In your life: You are living the Exile archetype during involuntary transitions: job loss, divorce, illness, geographic displacement, the death of a loved one. Any experience that strips away your familiar identity and forces you to discover who you are without the structures you depended on. The Exile's lesson is that displacement, while painful, creates space for growth that comfort never could.
The Exile Pattern in Modern Psychology
Contemporary psychology recognises the Exile pattern in the concept of "post-traumatic growth" (PTG), studied extensively by Richard Tedeschi and Lawrence Calhoun at the University of North Carolina since the mid-1990s. Their research documents five domains of growth that frequently follow traumatic displacement: greater appreciation for life, improved relationships, increased personal strength, recognition of new possibilities, and spiritual or existential development. The biblical Exile archetype predicted these findings by millennia.

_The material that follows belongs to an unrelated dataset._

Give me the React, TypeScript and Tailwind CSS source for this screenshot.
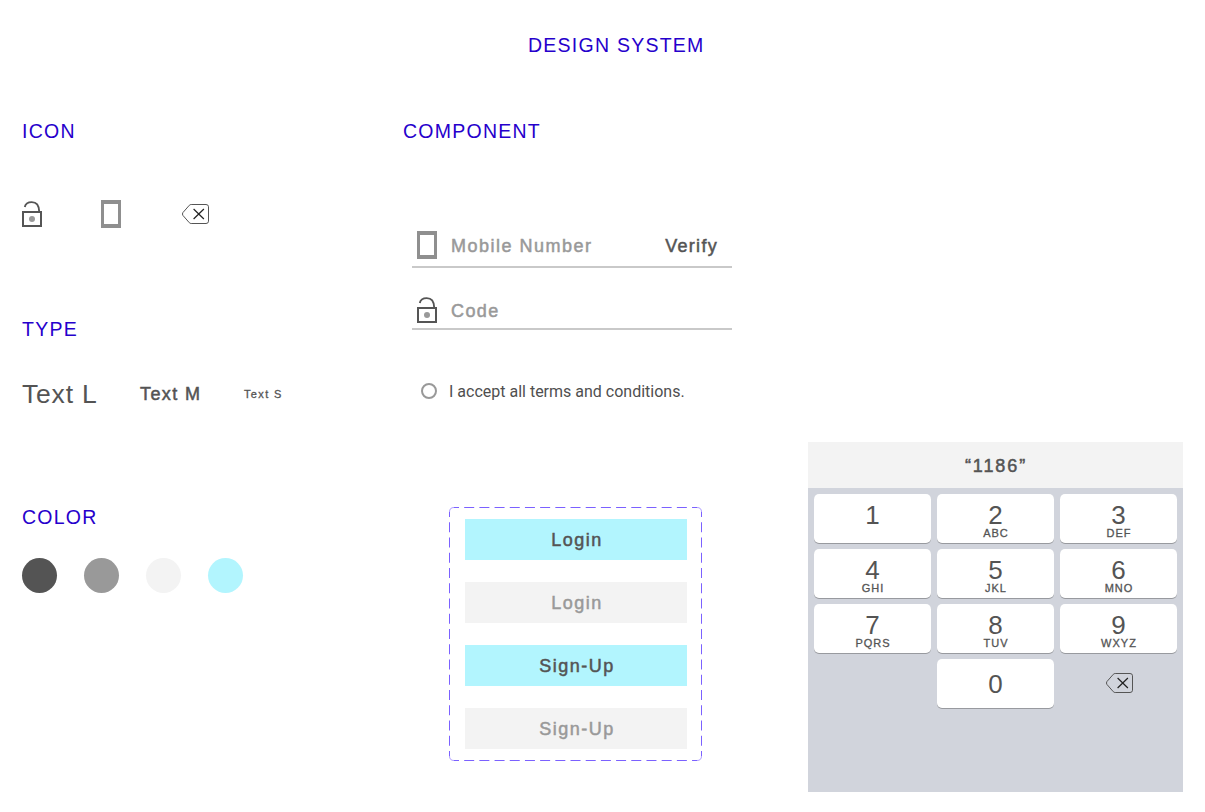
import React from "react";

const FONT = "font-['Liberation_Sans',Arial,sans-serif]";

function Heading({ children, className = "" }: { children: React.ReactNode; className?: string }) {
  return (
    <h2 className={`h-6 text-[19.5px] leading-6 tracking-[1.25px] whitespace-nowrap text-[#2600cc] ${className}`}>
      {children}
    </h2>
  );
}

function LockIcon() {
  return (
    <svg width="20" height="27" viewBox="0 0 20 27" fill="none" className="shrink-0">
      <path d="M2.8 6C3.4 2.8 6.4 1.1 9.8 1.1C14.2 1.1 17 4.3 17.2 10.5" stroke="#555" strokeWidth="1.9" />
      <rect x="1" y="11" width="18" height="14" stroke="#555" strokeWidth="2" />
      <circle cx="10" cy="18" r="3" fill="#999" />
    </svg>
  );
}

function PhoneIcon() {
  return (
    <svg width="20" height="28" viewBox="0 0 20 28" className="shrink-0">
      <path fillRule="evenodd" fill="#8f8f8f" d="M0 0H20V28H0ZM3 4V24H17V4Z" />
    </svg>
  );
}

function BackspaceIcon() {
  return (
    <svg width="28" height="21" viewBox="0 0 28 21" fill="none" className="shrink-0">
      <path
        d="M9.2 .5H24Q26.5 .5 26.5 2.8V17.2Q26.5 19.5 24 19.5H9.2Q8 19.5 7.3 18.7L.9 11.4Q0 10 .9 8.6L7.3 1.3Q8 .5 9.2 .5Z"
        stroke="#555"
        strokeWidth="1"
      />
      <path d="M11.6 5L21.9 15M21.9 5L11.6 15" stroke="#222" strokeWidth="1.2" />
    </svg>
  );
}

function DashedFrame() {
  return (
    <svg width="253" height="254" className="absolute inset-0" fill="none" stroke="#7b61ff">
      <path d="M5 .5H248M5 253.5H248" strokeDasharray="10 5.19" strokeDashoffset="5" />
      <path d="M.5 5V249M252.5 5V249" strokeDasharray="10 5.25" strokeDashoffset="5" />
      <path
        d="M.5 5Q.5 .5 5 .5M248 .5Q252.5 .5 252.5 5M252.5 249Q252.5 253.5 248 253.5M5 253.5Q.5 253.5 .5 249"
        strokeOpacity=".6"
      />
    </svg>
  );
}

const medium = "text-[18px] leading-6 whitespace-nowrap [-webkit-text-stroke:0.5px_currentColor]";

const swatches = ["bg-[#545454]", "bg-[#999999]", "bg-[#f3f3f3]", "bg-[#b2f5fe]"];

const buttons = [
  { label: "Login", active: true },
  { label: "Login", active: false },
  { label: "Sign-Up", active: true },
  { label: "Sign-Up", active: false },
];

const keys = [
  ["1", ""],
  ["2", "ABC"],
  ["3", "DEF"],
  ["4", "GHI"],
  ["5", "JKL"],
  ["6", "MNO"],
  ["7", "PQRS"],
  ["8", "TUV"],
  ["9", "WXYZ"],
];

const keyBox = "flex h-[49px] flex-col items-center rounded-[5px] bg-white shadow-[0_1px_0_#989a9f]";
const digit = "text-[26px] leading-[26px]";

export default function App() {
  return (
    <main className={`h-[812px] w-[1205px] overflow-hidden bg-white text-[#545454] ${FONT}`}>
      <header className="h-[119px] pt-[33px] pl-[528px]">
        <Heading>DESIGN SYSTEM</Heading>
      </header>
      <div className="flex">
        <section className="w-[403px] pl-[22px]">
          <Heading>ICON</Heading>
          <div className="mt-[57px] flex h-7 items-start">
            <div className="w-[79px] pt-px">
              <LockIcon />
            </div>
            <div className="w-[81px]">
              <PhoneIcon />
            </div>
            <div className="pt-1">
              <BackspaceIcon />
            </div>
          </div>
          <Heading className="mt-[89px]">TYPE</Heading>
          <div className="mt-[37px] flex h-8 items-center whitespace-nowrap">
            <p className="w-[118px] text-[26.5px] leading-8 tracking-[0.8px]">Text L</p>
            <p className={`w-[104px] tracking-[1.4px] ${medium}`}>Text M</p>
            <p className="-mt-px text-[11px] leading-4 tracking-[1.35px] [-webkit-text-stroke:0.3px_currentColor]">Text S</p>
          </div>
          <Heading className="mt-[95px]">COLOR</Heading>
          <div className="mt-[29px] flex gap-[27px]">
            {swatches.map((c) => (
              <span key={c} className={`size-[35px] rounded-full ${c}`} />
            ))}
          </div>
        </section>

        <section className="w-[405px]">
          <Heading>COMPONENT</Heading>
          <div className="mt-[88px] ml-[9px] flex h-[37px] w-80 items-start border-b-2 border-[#c9c9c9] pr-[14px] pl-[5px]">
            <PhoneIcon />
            <span className={`mt-[3px] ml-[14px] flex-1 tracking-[1.5px] text-[#999] ${medium}`}>Mobile Number</span>
            <span className={`mt-[3px] tracking-[1.3px] ${medium}`}>Verify</span>
          </div>
          <div className="mt-[29px] ml-[9px] flex h-[33px] w-80 items-start border-b-2 border-[#c9c9c9] pl-[5px]">
            <LockIcon />
            <span className={`mt-[2px] ml-[14px] tracking-[1.4px] text-[#999] ${medium}`}>Code</span>
          </div>
          <label className="mt-[49px] ml-[18px] flex h-6 items-center font-[Roboto,sans-serif] text-[16px] text-[#4f4f4f]">
            <span className="mr-3 size-4 rounded-full border-2 border-[#999]" />
            <span className="pt-[2px] leading-6">I accept all terms and conditions.</span>
          </label>
          <div className="relative mt-[104px] ml-[46px] flex h-[254px] w-[253px] flex-col gap-[22px] pt-3 pl-4">
            <DashedFrame />
            {buttons.map((b, i) => (
              <button
                key={i}
                className={`h-[41px] w-[222px] pl-[2px] tracking-[1.5px] ${medium} ${b.active ? "bg-[#b2f5fe] text-[#545454]" : "bg-[#f3f3f3] text-[#999]"}`}
              >
                {b.label}
              </button>
            ))}
          </div>
        </section>

        <section className="mt-[323px] h-[350px] w-[375px] bg-[#d1d4dc]">
          <div className={`flex h-[46px] items-center justify-center bg-[#f3f3f3] pt-[2px] pl-px tracking-[1.9px] ${medium}`}>
            “1186”
          </div>
          <div className="grid grid-cols-3 gap-1.5 p-1.5">
            {keys.map(([n, letters]) => (
              <div key={n} className={keyBox}>
                <span className={`mt-2 ${digit}`}>{n}</span>
                <span className="pl-px text-[11px] leading-[10px] tracking-[1px] [-webkit-text-stroke:0.3px_currentColor]">
                  {letters}
                </span>
              </div>
            ))}
            <span />
            <div className={keyBox}>
              <span className={`mt-3 ${digit}`}>0</span>
            </div>
            <div className="pt-[14px] pl-[46px]">
              <BackspaceIcon />
            </div>
          </div>
        </section>
      </div>
    </main>
  );
}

5. The Shadow: The Enemy Within
Biblical examples: Jacob (the deceiver), Saul (consumed by jealousy), Judas, Cain, Jonah
The Shadow archetype represents the parts of ourselves we deny, suppress, or project onto others. Jung considered shadow work the most important task in psychological development, and the Bible is remarkably honest about the shadow dimensions of its characters. Unlike many ancient texts that idealise their heroes, Scripture shows its greatest figures at their worst.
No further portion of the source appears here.